Sales totals for November alone were as follows: 

  • Accommodations — $7.3 million, down 11.7%
  • Restaurants/bars — $5.3 million, down 5.5%
  • Sports equipment/clothing — $3 million, down 14%
  • Fashion clothing — $4.7 million, down 0.3%
  • Construction – $6.2 million, down 14.7%
  • Food/drug — $3.7 million, down 3.7%
  • Liquor — $648,641, down 2.2%
  • Miscellaneous — $6.7 million, down 1.4%
  • Jewelry/gallery —$1.8 million, up 10.1%
  • Utilities — $3.9 million, up 12.5%
  • Automobile — $2.7 million, up 29.7%
  • Cannabis — $586,665, down 0.7%
  • Bank/finance — $352,649, up 52.5%
  • Health/beauty — $119,126, down 43%

“It is noteworthy that monthly declines in accommodations continue to reflect weakening in volume of business as average nightly rates remain well above prior year pricing,” Strecker reported. “Counter to the softening trend, taxable automobile sales remains robust (up 30%) and are likely due to higher prices and pent up demand from past supply chain issues, utilities (up 12%) and jewelry/gallery sales (up 10%) which can be more sporadic.”

The city’s 1.5% lodging tax generated $3.7 million from January through November, which was 43.5% ahead of 11 months into 2021. In November alone, the lodging tax accounted for $77,679, which was 20.5% behind the November 2021 total of $97,749, according to the report. 

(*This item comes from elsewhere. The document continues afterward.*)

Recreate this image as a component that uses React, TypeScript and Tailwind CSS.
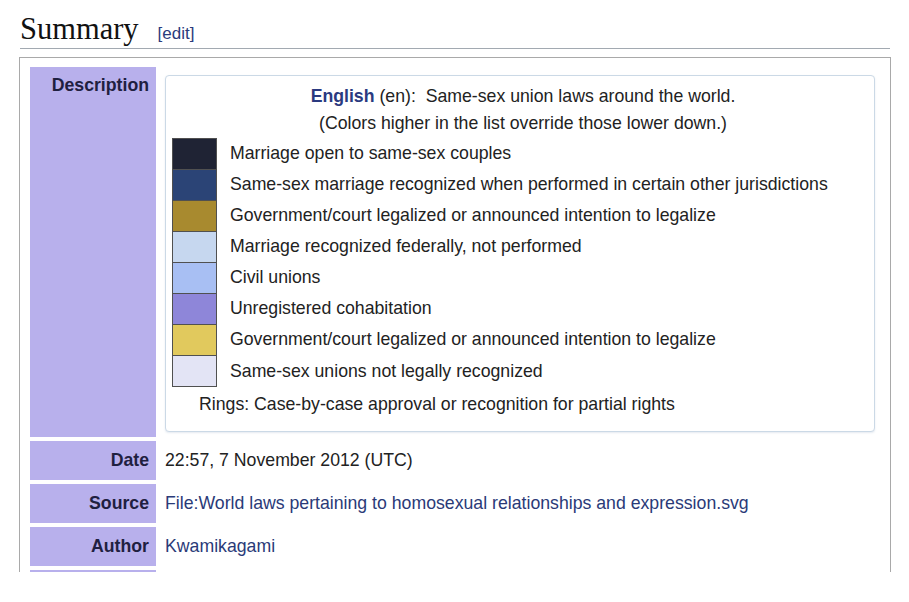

“Specific to lodging, there have been a few closures (Hotel Aspen and Molly Gibson) for redevelopment, which is influencing total collection figures, especially in a relatively small month such as November, and will persist into the future until construction is complete,” Strecker said, referring to the two Main Street lodges. Hotel Aspen is being replaced by a luxury boutique hotel.